Pasal 3 (2) menyebutkan, batasan luas maksimum berlaku untuk satu perusahaan perkebunan nasional. Pasal 4 (2) menyebutkan, batasan luas minimum yang wajib dipenuhi perusahaan perkebunan meliputi kelapa sawit 6.000 ha, tebu 2.000 ha, dan teh 600 ha.
Pasal 5 (1) menyebutkan, perusahaan perkebunan yang tidak dapat memenuhi batasan luas minimum dapat melakukan kemitraan. Pasal 5 (2) menambahkan, dalam melakukan kemitraan, perusahaan perkebunan harus memiliki lahan minimum 20% dari luas lahan yang diusahakan sendiri.
“Merujuk ketentuan peralihan dan keputusan rapat koordinasi antarkementerian, berlaku pengecualian (grandfather clause) untuk perizinan yang sudah berjalan, pembatasan penggunaan lahan hanya untuk perizinan setelah PP nomor 6 tahun 2021 diundangkan,” kata Sekjen Kementan Momon Rusmono, dalam rapat dengar pendapat (RDP) dengan Komisi IV DPR tentang PP turunan UUCK, Rabu (17/3/2021).
Sementara itu, Ketua Umum Gabungan Pengusaha Sawit Indonesia (Gapki) Joko Supriyono tak mempersoalkan tentang aturan ini, khususnya berkaitan dengan batasan luas maksimal penggunaan lahan kelapa sawit. Menurutnya, batasan tersebut masih baik. "Saya pikir batasan tersebut masih oke, sepanjang diterapkan untuk setiap PT/legal entity. Dan yang penting, peraturan tidak berlaku surut," katanya.

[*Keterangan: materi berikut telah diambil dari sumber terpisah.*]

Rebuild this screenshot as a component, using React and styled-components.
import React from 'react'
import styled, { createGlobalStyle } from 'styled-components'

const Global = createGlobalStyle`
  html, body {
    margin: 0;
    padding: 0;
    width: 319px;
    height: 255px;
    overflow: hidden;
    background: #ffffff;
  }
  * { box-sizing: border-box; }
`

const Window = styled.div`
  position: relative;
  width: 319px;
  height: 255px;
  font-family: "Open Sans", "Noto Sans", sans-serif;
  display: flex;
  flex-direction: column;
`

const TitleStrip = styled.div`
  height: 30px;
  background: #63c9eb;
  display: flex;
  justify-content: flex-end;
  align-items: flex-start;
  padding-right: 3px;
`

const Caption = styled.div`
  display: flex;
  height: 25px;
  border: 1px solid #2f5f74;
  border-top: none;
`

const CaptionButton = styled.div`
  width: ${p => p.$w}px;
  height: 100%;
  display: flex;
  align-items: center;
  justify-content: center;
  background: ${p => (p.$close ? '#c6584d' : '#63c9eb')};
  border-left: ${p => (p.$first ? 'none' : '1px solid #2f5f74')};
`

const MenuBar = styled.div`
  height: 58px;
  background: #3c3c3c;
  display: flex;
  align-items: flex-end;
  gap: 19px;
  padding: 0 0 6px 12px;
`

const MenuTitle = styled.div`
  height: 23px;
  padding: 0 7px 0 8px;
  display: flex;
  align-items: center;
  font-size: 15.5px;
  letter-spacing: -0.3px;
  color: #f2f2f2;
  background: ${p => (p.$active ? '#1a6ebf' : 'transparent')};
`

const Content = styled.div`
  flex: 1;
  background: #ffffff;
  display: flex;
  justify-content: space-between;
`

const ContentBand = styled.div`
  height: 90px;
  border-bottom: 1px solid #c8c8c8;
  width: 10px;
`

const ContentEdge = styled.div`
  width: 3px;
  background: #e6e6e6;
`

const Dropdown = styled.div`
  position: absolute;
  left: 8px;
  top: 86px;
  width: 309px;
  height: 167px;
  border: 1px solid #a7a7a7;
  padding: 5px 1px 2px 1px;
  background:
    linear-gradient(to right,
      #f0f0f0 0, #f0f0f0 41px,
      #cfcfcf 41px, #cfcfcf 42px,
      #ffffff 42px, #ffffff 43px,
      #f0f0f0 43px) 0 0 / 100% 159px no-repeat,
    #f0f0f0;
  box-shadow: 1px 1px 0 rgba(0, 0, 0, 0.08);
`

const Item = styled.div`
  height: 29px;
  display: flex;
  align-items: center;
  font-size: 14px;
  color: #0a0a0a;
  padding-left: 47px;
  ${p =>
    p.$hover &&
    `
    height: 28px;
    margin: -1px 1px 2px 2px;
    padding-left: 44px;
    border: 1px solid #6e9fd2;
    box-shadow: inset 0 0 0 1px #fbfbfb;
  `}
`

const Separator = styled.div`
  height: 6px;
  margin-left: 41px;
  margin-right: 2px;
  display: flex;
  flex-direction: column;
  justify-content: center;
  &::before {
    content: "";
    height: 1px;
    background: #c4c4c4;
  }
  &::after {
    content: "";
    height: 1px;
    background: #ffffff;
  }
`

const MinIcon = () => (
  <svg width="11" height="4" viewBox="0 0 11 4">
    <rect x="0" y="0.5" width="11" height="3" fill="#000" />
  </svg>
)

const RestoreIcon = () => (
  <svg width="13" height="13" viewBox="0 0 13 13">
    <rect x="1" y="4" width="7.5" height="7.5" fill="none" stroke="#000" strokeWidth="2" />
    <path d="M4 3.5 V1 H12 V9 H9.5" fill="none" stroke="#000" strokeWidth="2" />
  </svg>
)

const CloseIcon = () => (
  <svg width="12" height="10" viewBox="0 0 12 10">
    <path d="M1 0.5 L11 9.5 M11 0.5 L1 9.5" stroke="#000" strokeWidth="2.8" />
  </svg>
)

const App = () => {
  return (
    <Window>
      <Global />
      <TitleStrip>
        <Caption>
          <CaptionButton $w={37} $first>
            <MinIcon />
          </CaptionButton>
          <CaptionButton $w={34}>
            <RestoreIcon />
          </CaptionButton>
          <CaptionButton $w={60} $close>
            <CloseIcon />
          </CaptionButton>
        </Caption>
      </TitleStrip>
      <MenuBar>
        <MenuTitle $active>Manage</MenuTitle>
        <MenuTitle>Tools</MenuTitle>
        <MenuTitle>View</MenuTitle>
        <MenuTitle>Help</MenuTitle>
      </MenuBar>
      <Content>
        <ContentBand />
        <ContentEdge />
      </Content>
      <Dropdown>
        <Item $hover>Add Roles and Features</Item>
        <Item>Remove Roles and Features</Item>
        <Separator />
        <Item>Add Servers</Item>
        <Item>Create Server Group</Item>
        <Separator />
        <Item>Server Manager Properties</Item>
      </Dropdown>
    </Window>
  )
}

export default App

Memang benar. Regulasi baru melalui PP nomor 26 tahun 2021 hanya berlaku bagi izin usaha baru. Dari delapan komoditas strategis tentu perkebunan sawit yang dianggap paling seksi dan popular.
Dan, tidak dipungkiri CPO sebagai produk perkebunan sawit hingga kini masih menjadi penyelamat kinerja neraca perdagangan Indonesia. Realitas itu bisa terlihat dari laporan Badan Pusat Statistik sumbangan sektor pertanian masih berkontribusi USD0,65 miliar atau 2,12 persen dari total ekspor nasional sepanjang Januari–Februari 2021.
Wajar saja, sektor perkebunan menjadi sektor strategis dan dibanggakan, yakni komoditas kelapa sawit, karet, kakao, dan kopi. Artinya, sektor perkebunan berkontribusi besar dalam upaya pemulihan ekonomi nasional (PEN) di tengah kondisi pandemi Covid-19.